Braddell View flat owners poised for windfall?

4 Feb 2014

The last remaining HUDC estate bound for privatisation signals the end of the HUDC era, media reports said.

Last week, the management committee of Braddell View announced that they were close to achieving the required authorisation from 75 percent of the residents.

"Symbolically, the designation marks the end of the HUDC era," said National Development Minister Khaw Boon Wan.

However, Braddell View’s privatisation is expected to take another 18 months while four other HUDC estates are still undergoing privatisation. If the move is completed though, owners will be allowed to sell their units, or aim for a higher windfall via an en bloc sale.

For instance, the 168-unit Amberville estate was sold en bloc in January 2006 for S$183 million. This translates to S$1.09 million per unit; a hefty 85 percent premium over its market value back then. The original cost of a three-bedroom unit then was less than S$100,000.

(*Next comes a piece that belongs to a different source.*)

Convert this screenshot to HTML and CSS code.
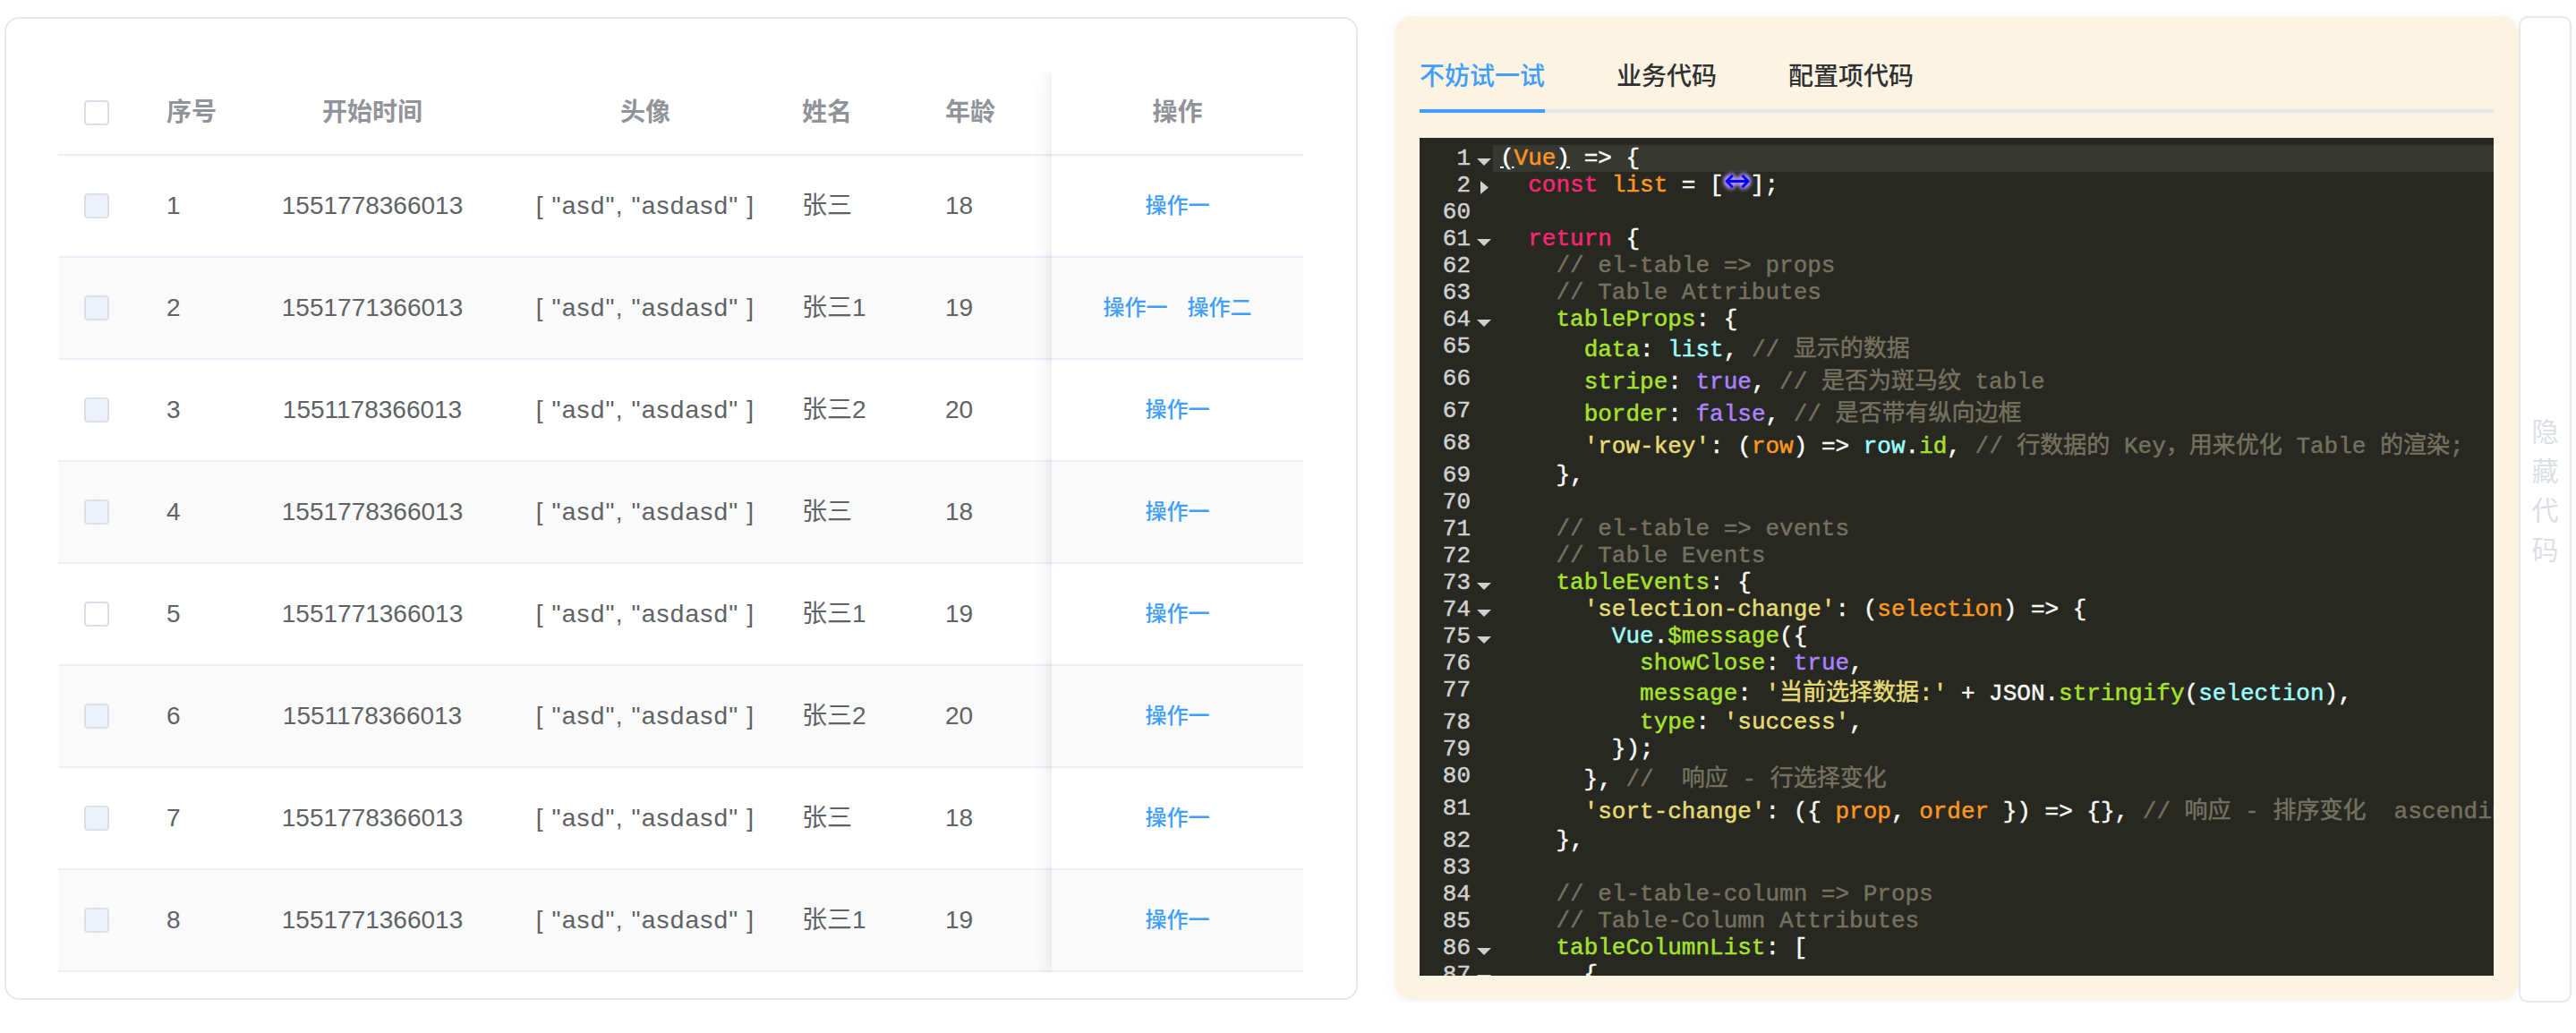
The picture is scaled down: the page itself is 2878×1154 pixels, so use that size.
FILE: index.html
```html
<!DOCTYPE html>
<html lang="zh-CN">
<head>
<meta charset="utf-8">
<title>Table demo</title>
<link rel="stylesheet" href="styles.css">
</head>
<body>
<div class="page">
  <div class="table-card">
    <div class="tbl">
      <div class="tbl-main">
        <div class="tr th">
          <div class="td pl-cb"><span class="cb"></span></div>
          <div class="td pl">序号</div>
          <div class="td center">开始时间</div>
          <div class="td center">头像</div>
          <div class="td pl">姓名</div>
          <div class="td pl">年龄</div>
        </div>
        <div class="tr">
          <div class="td pl-cb"><span class="cb dis"></span></div>
          <div class="td pl">1</div>
          <div class="td center">1551778366013</div>
          <div class="td center av">[ "asd", "asdasd" ]</div>
          <div class="td pl">张三</div>
          <div class="td pl">18</div>
        </div>
        <div class="tr stripe">
          <div class="td pl-cb"><span class="cb dis"></span></div>
          <div class="td pl">2</div>
          <div class="td center">1551771366013</div>
          <div class="td center av">[ "asd", "asdasd" ]</div>
          <div class="td pl">张三1</div>
          <div class="td pl">19</div>
        </div>
        <div class="tr">
          <div class="td pl-cb"><span class="cb dis"></span></div>
          <div class="td pl">3</div>
          <div class="td center">1551178366013</div>
          <div class="td center av">[ "asd", "asdasd" ]</div>
          <div class="td pl">张三2</div>
          <div class="td pl">20</div>
        </div>
        <div class="tr stripe">
          <div class="td pl-cb"><span class="cb dis"></span></div>
          <div class="td pl">4</div>
          <div class="td center">1551778366013</div>
          <div class="td center av">[ "asd", "asdasd" ]</div>
          <div class="td pl">张三</div>
          <div class="td pl">18</div>
        </div>
        <div class="tr">
          <div class="td pl-cb"><span class="cb"></span></div>
          <div class="td pl">5</div>
          <div class="td center">1551771366013</div>
          <div class="td center av">[ "asd", "asdasd" ]</div>
          <div class="td pl">张三1</div>
          <div class="td pl">19</div>
        </div>
        <div class="tr stripe">
          <div class="td pl-cb"><span class="cb dis"></span></div>
          <div class="td pl">6</div>
          <div class="td center">1551178366013</div>
          <div class="td center av">[ "asd", "asdasd" ]</div>
          <div class="td pl">张三2</div>
          <div class="td pl">20</div>
        </div>
        <div class="tr">
          <div class="td pl-cb"><span class="cb dis"></span></div>
          <div class="td pl">7</div>
          <div class="td center">1551778366013</div>
          <div class="td center av">[ "asd", "asdasd" ]</div>
          <div class="td pl">张三</div>
          <div class="td pl">18</div>
        </div>
        <div class="tr stripe">
          <div class="td pl-cb"><span class="cb dis"></span></div>
          <div class="td pl">8</div>
          <div class="td center">1551771366013</div>
          <div class="td center av">[ "asd", "asdasd" ]</div>
          <div class="td pl">张三1</div>
          <div class="td pl">19</div>
        </div>
      </div>
      <div class="tbl-fixed">
        <div class="tr th"><div class="td center">操作</div></div>
        <div class="tr"><div class="td ops"><span class="op">操作一</span></div></div>
        <div class="tr stripe"><div class="td ops"><span class="op">操作一</span><span class="op">操作二</span></div></div>
        <div class="tr"><div class="td ops"><span class="op">操作一</span></div></div>
        <div class="tr stripe"><div class="td ops"><span class="op">操作一</span></div></div>
        <div class="tr"><div class="td ops"><span class="op">操作一</span></div></div>
        <div class="tr stripe"><div class="td ops"><span class="op">操作一</span></div></div>
        <div class="tr"><div class="td ops"><span class="op">操作一</span></div></div>
        <div class="tr stripe"><div class="td ops"><span class="op">操作一</span></div></div>
      </div>
    </div>
  </div>

  <div class="code-panel">
    <div class="tabs">
      <div class="tab active"><span class="tab-label">不妨试一试</span></div>
      <div class="tab"><span class="tab-label">业务代码</span></div>
      <div class="tab"><span class="tab-label">配置项代码</span></div>
    </div>
    <div class="editor">
      <div class="cl active"><span class="ln">1</span><span class="fg open"><svg width="16" height="8" viewBox="0 0 16 8"><path d="M0 0H16L8 8Z"/></svg></span><span class="code"><span class="mb">(</span><span class="d">Vue</span><span class="mb">)</span> =&gt; {</span></div>
      <div class="cl"><span class="ln">2</span><span class="fg folded"><svg width="9" height="15" viewBox="0 0 9 15"><path d="M0 0V15L9 7.5Z"/></svg></span><span class="code">  <span class="k">const</span> <span class="d">list</span> = [<span class="fm">↔</span>];</span></div>
      <div class="cl"><span class="ln">60</span><span class="fg"></span><span class="code"> </span></div>
      <div class="cl"><span class="ln">61</span><span class="fg open"><svg width="16" height="8" viewBox="0 0 16 8"><path d="M0 0H16L8 8Z"/></svg></span><span class="code">  <span class="k">return</span> {</span></div>
      <div class="cl"><span class="ln">62</span><span class="fg"></span><span class="code">    <span class="c">// el-table =&gt; props</span></span></div>
      <div class="cl"><span class="ln">63</span><span class="fg"></span><span class="code">    <span class="c">// Table Attributes</span></span></div>
      <div class="cl"><span class="ln">64</span><span class="fg open"><svg width="16" height="8" viewBox="0 0 16 8"><path d="M0 0H16L8 8Z"/></svg></span><span class="code">    <span class="p">tableProps</span>: {</span></div>
      <div class="cl tall"><span class="ln">65</span><span class="fg"></span><span class="code">      <span class="p">data</span>: <span class="v2">list</span>, <span class="c">// 显示的数据</span></span></div>
      <div class="cl tall"><span class="ln">66</span><span class="fg"></span><span class="code">      <span class="p">stripe</span>: <span class="a">true</span>, <span class="c">// 是否为斑马纹 table</span></span></div>
      <div class="cl tall"><span class="ln">67</span><span class="fg"></span><span class="code">      <span class="p">border</span>: <span class="a">false</span>, <span class="c">// 是否带有纵向边框</span></span></div>
      <div class="cl tall"><span class="ln">68</span><span class="fg"></span><span class="code">      <span class="s">'row-key'</span>: (<span class="d">row</span>) =&gt; <span class="v2">row</span>.<span class="p">id</span>, <span class="c">// 行数据的 Key，用来优化 Table 的渲染;</span></span></div>
      <div class="cl"><span class="ln">69</span><span class="fg"></span><span class="code">    },</span></div>
      <div class="cl"><span class="ln">70</span><span class="fg"></span><span class="code"> </span></div>
      <div class="cl"><span class="ln">71</span><span class="fg"></span><span class="code">    <span class="c">// el-table =&gt; events</span></span></div>
      <div class="cl"><span class="ln">72</span><span class="fg"></span><span class="code">    <span class="c">// Table Events</span></span></div>
      <div class="cl"><span class="ln">73</span><span class="fg open"><svg width="16" height="8" viewBox="0 0 16 8"><path d="M0 0H16L8 8Z"/></svg></span><span class="code">    <span class="p">tableEvents</span>: {</span></div>
      <div class="cl"><span class="ln">74</span><span class="fg open"><svg width="16" height="8" viewBox="0 0 16 8"><path d="M0 0H16L8 8Z"/></svg></span><span class="code">      <span class="s">'selection-change'</span>: (<span class="d">selection</span>) =&gt; {</span></div>
      <div class="cl"><span class="ln">75</span><span class="fg open"><svg width="16" height="8" viewBox="0 0 16 8"><path d="M0 0H16L8 8Z"/></svg></span><span class="code">        <span class="v2">Vue</span>.<span class="p">$message</span>({</span></div>
      <div class="cl"><span class="ln">76</span><span class="fg"></span><span class="code">          <span class="p">showClose</span>: <span class="a">true</span>,</span></div>
      <div class="cl tall"><span class="ln">77</span><span class="fg"></span><span class="code">          <span class="p">message</span>: <span class="s">'当前选择数据:'</span> + JSON.<span class="p">stringify</span>(<span class="v2">selection</span>),</span></div>
      <div class="cl"><span class="ln">78</span><span class="fg"></span><span class="code">          <span class="p">type</span>: <span class="s">'success'</span>,</span></div>
      <div class="cl"><span class="ln">79</span><span class="fg"></span><span class="code">        });</span></div>
      <div class="cl tall"><span class="ln">80</span><span class="fg"></span><span class="code">      }, <span class="c">//  响应 - 行选择变化</span></span></div>
      <div class="cl tall"><span class="ln">81</span><span class="fg"></span><span class="code">      <span class="s">'sort-change'</span>: ({ <span class="d">prop</span>, <span class="d">order</span> }) =&gt; {}, <span class="c">// 响应 - 排序变化  ascending, descending, null</span></span></div>
      <div class="cl"><span class="ln">82</span><span class="fg"></span><span class="code">    },</span></div>
      <div class="cl"><span class="ln">83</span><span class="fg"></span><span class="code"> </span></div>
      <div class="cl"><span class="ln">84</span><span class="fg"></span><span class="code">    <span class="c">// el-table-column =&gt; Props</span></span></div>
      <div class="cl"><span class="ln">85</span><span class="fg"></span><span class="code">    <span class="c">// Table-Column Attributes</span></span></div>
      <div class="cl"><span class="ln">86</span><span class="fg open"><svg width="16" height="8" viewBox="0 0 16 8"><path d="M0 0H16L8 8Z"/></svg></span><span class="code">    <span class="p">tableColumnList</span>: [</span></div>
      <div class="cl"><span class="ln">87</span><span class="fg open"><svg width="16" height="8" viewBox="0 0 16 8"><path d="M0 0H16L8 8Z"/></svg></span><span class="code">      {</span></div>
    </div>
  </div>

  <div class="hide-btn"><span class="hide-text">隐藏代码</span></div>
</div>
</body>
</html>
```

FILE: styles.css
```css
html, body {
  margin: 0;
  padding: 0;
  background: #ffffff;
}

.page {
  display: flex;
  align-items: flex-start;
  padding: 18px 5px 0 5px;
  font-family: "Liberation Sans", "Noto Sans CJK SC", sans-serif;
}

/* ---------- left table card ---------- */
.table-card {
  width: 1512px;
  height: 1098px;
  box-sizing: border-box;
  margin-top: 1px;
  border: 2px solid #e6e8eb;
  border-radius: 16px;
  padding: 59px 59px 29px 58px;
  background: #ffffff;
  flex: none;
}

.tbl {
  display: flex;
}

.tbl-main {
  width: 1110px;
  flex: none;
}

.tbl-fixed {
  width: 281px;
  flex: none;
  position: relative;
  z-index: 1;
  background: #ffffff;
  box-shadow: 0 0 20px rgba(0, 0, 0, 0.12);
  clip-path: inset(0 0 0 -40px);
}

.tr {
  display: grid;
  height: 114px;
  box-sizing: border-box;
  border-bottom: 2px solid #ebeef5;
  align-items: center;
  font-size: 28px;
  color: #606266;
  background: #ffffff;
}

.tbl-main .tr {
  grid-template-columns: 101px 100px 300px 310px 160px 139px;
}

.tbl-fixed .tr {
  grid-template-columns: 281px;
}

.tr.th {
  height: 94px;
  color: #909399;
  font-weight: bold;
}

.tr.stripe {
  background: #fafafa;
}

.td {
  white-space: nowrap;
  line-height: 40px;
}

.td.pl {
  padding-left: 20px;
}

.td.pl-cb {
  padding-left: 29px;
  display: flex;
  align-items: center;
}

.td.center {
  text-align: center;
}

.td.av {
  letter-spacing: 1.2px;
}

.cb {
  display: inline-block;
  width: 28px;
  height: 28px;
  box-sizing: border-box;
  border: 2px solid #dcdfe6;
  border-radius: 4px;
  background: #ffffff;
}

.cb.dis {
  background: #edf2fc;
}

.td.ops {
  display: flex;
  justify-content: center;
  gap: 22px;
}

.op {
  color: #409eff;
  font-size: 24px;
  font-weight: 500;
}

/* ---------- right code panel ---------- */
.code-panel {
  width: 1256px;
  height: 1099px;
  box-sizing: border-box;
  margin-left: 41px;
  padding: 28px 28px 0 28px;
  background: #fcf3e2;
  border-radius: 20px;
  box-shadow: 0 2px 16px rgba(90, 100, 180, 0.08);
  flex: none;
}

.tabs {
  display: flex;
  height: 80px;
  margin-bottom: 28px;
  box-shadow: inset 0 -4px 0 #e4e7ed;
}

.tab {
  padding: 0 40px;
}

.tab:first-child {
  padding-left: 0;
}

.tab-label {
  display: block;
  height: 80px;
  box-sizing: border-box;
  line-height: 80px;
  font-size: 28px;
  font-weight: 500;
  color: #303133;
}

.tab.active .tab-label {
  color: #409eff;
  border-bottom: 4px solid #409eff;
}

.editor {
  height: 936px;
  box-sizing: border-box;
  padding-top: 8px;
  background: #272822;
  overflow: hidden;
  font-family: "Liberation Mono", "Noto Sans CJK SC", monospace;
  font-size: 26px;
  color: #f8f8f2;
  -webkit-text-stroke: 0.5px currentColor;
}

.cl {
  display: flex;
  height: 30px;
}

.cl.tall {
  height: 36px;
}

.ln {
  width: 57px;
  flex: none;
  text-align: right;
  line-height: 30px;
  color: #d0d0d0;
}

.fg {
  width: 25px;
  flex: none;
  display: flex;
  align-items: flex-start;
  fill: #cfcfcf;
}

.fg.open {
  padding-top: 15px;
  padding-left: 7px;
  box-sizing: border-box;
}

.fg.folded {
  padding-top: 10px;
  padding-left: 11px;
  box-sizing: border-box;
}

.fg svg {
  display: block;
}

.code {
  flex: 1;
  padding-left: 8px;
  white-space: pre;
  line-height: 30px;
}

.cl.tall .code {
  line-height: 38px;
}

.cl.active .code {
  background: #373831;
}

.mb {
  color: #ffffff;
  text-decoration: underline;
}

.k { color: #f92672; }
.d { color: #fd971f; }
.v2 { color: #9effff; }
.p { color: #a6e22e; }
.s { color: #e6db74; }
.c { color: #75715e; }
.a { color: #ae81ff; }

.fm {
  color: #0000ff;
  font-family: "DejaVu Sans", sans-serif;
  font-size: 36px;
  line-height: 0.3;
  -webkit-text-stroke: 0;
  text-shadow: #b9f 2px 2px 4px, #b9f -2px -2px 4px, #b9f 2px -2px 4px, #b9f -2px 2px 4px;
}

/* ---------- hide code button ---------- */
.hide-btn {
  width: 59px;
  height: 1102px;
  box-sizing: border-box;
  border: 2px solid #e6e8eb;
  border-radius: 10px;
  background: #ffffff;
  display: flex;
  align-items: center;
  justify-content: center;
  padding-bottom: 28px;
  flex: none;
}

.hide-text {
  writing-mode: vertical-rl;
  font-family: "Noto Sans CJK SC", sans-serif;
  font-size: 30px;
  letter-spacing: 14px;
  color: #dcdfe6;
}
```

But getting the 80 percent approval from the residents could be hard. For example, during the en bloc attempt of Laguna Park in 2008, conflict between the unwilling residents and those who were for the sale resulted in the vandalism of the cars and mailboxes of the former.

"There’s a strong sense of attachment among residents too, in most potential en blocs, and some may be above monetary reasons for relinquishing their homes," said R’ST Research Director Ong Kah Seng.

The government built the first HUDC estates in the 1970s to help the sandwiched class, but it ended the scheme in 1987 due to dwindling demand. In total, only 18 estates with 7,731 units were developed.